Le 15 décembre, les demandes de mise en liberté de quatre suspects avaient été refusées.

Une information judiciaire ouverte

En moins de sept jours d'enquête, 140 auditions de 103 personnes témoins ou victimes avaient été réalisées. La gravité et la complexité de cette affaire nécessitaient après cette première phase d’enquête flagrante dirigée par le parquet, l’ouverture d’une information judiciaire. Comme la loi le prévoit, le parquet a requis la désignation de deux magistrats instructeurs par le président du tribunal.

Le parquet a retenu trois infractions contre l'ensemble des suspects. D'abord, le meurtre en bande organisée commis sur la personne du mineur décédé d’un coup de couteau lui causant une plaie au cœur. Puis, les tentatives de meurtres en bande organisée commises sur trois victimes ayant reçu des coups de couteau au niveau du thorax. Pour ces crimes, la peine encourue est la réclusion criminelle à perpétuité.

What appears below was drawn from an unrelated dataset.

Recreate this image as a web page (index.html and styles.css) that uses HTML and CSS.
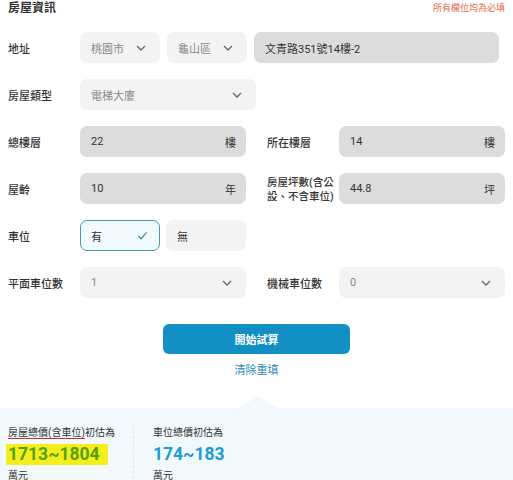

Enfin, violences volontaires commises en réunion avec usage ou sous la menace d’armes notamment des couteaux, des tessons de bouteilles, des pierres, des barrières ayant entraîné une incapacité totale de travail supérieure à huit jours sur trois victimes à ce jour, et une incapacité totale de travail n’excédant pas huit jours sur treize victimes identifiées à ce jour. Les peines maximales encourues sont de sept et cinq ans d'emprisonnement.

La piste du mobile raciste

Pour l'instant, les mobiles de la mort de Thomas ne sont pas établis. "À ce stade, l’élucidation des faits commis à Crépol n’est pas achevée. Le scénario même des passages à l’acte, les mobiles et l’identification de tous les auteurs des faits ne sauraient se résumer à des dénonciations sans preuve, des spéculations ou interprétations hâtives", expliquait le procureur dans son communiqué.

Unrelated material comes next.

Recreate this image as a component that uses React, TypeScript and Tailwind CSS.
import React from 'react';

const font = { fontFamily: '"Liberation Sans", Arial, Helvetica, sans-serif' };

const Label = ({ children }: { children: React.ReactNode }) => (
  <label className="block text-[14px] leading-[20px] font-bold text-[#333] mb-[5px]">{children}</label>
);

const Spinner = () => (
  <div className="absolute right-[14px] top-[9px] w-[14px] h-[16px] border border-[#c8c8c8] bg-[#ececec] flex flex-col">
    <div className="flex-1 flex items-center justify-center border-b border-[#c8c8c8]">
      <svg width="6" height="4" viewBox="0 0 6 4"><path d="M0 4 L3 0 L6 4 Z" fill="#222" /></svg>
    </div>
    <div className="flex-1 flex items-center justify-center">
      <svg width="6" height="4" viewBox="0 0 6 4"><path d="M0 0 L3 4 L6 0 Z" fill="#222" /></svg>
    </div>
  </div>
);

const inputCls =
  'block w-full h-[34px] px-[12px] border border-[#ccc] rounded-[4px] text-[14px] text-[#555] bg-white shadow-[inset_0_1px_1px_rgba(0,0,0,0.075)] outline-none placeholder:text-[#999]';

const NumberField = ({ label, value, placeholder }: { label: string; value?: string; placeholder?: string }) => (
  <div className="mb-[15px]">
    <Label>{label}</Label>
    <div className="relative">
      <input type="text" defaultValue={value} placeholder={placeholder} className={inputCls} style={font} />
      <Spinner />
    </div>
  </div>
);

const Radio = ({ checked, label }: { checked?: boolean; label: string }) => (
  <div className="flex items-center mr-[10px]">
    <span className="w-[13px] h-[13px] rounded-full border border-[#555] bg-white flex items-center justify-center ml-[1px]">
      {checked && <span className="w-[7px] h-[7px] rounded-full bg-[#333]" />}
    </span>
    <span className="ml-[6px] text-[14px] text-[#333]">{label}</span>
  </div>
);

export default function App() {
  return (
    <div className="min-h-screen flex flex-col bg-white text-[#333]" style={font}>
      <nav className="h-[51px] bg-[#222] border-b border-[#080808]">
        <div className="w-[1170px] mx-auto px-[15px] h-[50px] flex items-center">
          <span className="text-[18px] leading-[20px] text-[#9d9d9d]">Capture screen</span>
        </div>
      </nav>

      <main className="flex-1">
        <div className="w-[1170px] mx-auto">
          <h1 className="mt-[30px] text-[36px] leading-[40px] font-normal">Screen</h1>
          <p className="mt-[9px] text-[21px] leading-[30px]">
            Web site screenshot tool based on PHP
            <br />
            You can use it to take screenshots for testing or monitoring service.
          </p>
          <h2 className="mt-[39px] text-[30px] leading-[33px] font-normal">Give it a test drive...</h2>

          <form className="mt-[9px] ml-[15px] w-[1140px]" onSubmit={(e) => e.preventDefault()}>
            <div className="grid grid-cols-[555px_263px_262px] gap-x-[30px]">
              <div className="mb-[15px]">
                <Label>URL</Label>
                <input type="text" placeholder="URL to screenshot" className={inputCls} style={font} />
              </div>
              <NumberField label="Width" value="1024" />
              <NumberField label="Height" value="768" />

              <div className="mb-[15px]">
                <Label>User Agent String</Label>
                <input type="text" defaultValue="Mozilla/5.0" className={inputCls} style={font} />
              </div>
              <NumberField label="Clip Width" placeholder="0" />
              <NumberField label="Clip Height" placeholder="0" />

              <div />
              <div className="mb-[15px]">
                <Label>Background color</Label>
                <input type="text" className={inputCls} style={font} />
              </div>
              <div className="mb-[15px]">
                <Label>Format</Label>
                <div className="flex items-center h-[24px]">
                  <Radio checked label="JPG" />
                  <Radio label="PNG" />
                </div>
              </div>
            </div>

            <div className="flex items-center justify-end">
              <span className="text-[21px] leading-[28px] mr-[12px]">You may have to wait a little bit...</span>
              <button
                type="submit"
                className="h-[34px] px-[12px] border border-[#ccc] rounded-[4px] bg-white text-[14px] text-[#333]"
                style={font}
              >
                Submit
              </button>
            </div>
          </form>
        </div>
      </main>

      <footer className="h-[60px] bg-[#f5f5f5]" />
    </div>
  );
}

Des propos "hostiles aux 'blancs'" ont été rapportés par neuf témoins, selon le procureur. Il ajoute que, dans le même temps, 12 personnes relatent avoir entendu "ça plante" et cinq évoquent des menaces de morts.

Mais les enquêteurs se sont par la suite tournés vers une autre piste. Durant la soirée, une chanson du rappeur Jul intitulée Tchikita est diffusée. Selon le témoignage d'un des suspects, celui-ci se serait fait tirer les cheveux par un rugbyman présent à la fête parce qu'il a "les cheveux longs comme Nikita", en référence aux paroles de la chanson, rapportent des témoins.

Les insultes fusent alors et les deux jeunes décident de se rendre à l'extérieur de la salle pour se battre. D'après plusieurs témoignages, le jeune aux cheveux longs finirait "presque K.O", en tout cas sonné. Aurait ensuite suivi l'embrasement à l'origine des coups de couteau.

Une source proche de l'enquête avait également indiqué qu'au moins un témoin avait rapporté avoir entendu un rugbyman dire: "j'ai envie de taper du bougnoule."

Une enquête longue et difficile

Avant de retenir un mobile, les enquêteurs doivent surtout comprendre dans quel contexte les propos ont pu être prononcés, que ce soit avant, pendant ou après les altercations.

La complexité de l'enquête réside également dans le nombre de témoins auditionnés. Parfois, leurs versions divergent, voire se contredisent. La foule présente ce soir-là, probablement alcoolisée, peut brouiller certaines pistes.

Sur place, les lieux n'étaient pas équipés de vidéo-surveillance et les suspects n'ont pas révélé d'informations durant leurs auditions. Enfin, la scène de crime a totalement été piétinée par les nombreuses personnes, complexifiant une nouvelle fois le travail des enquêteurs.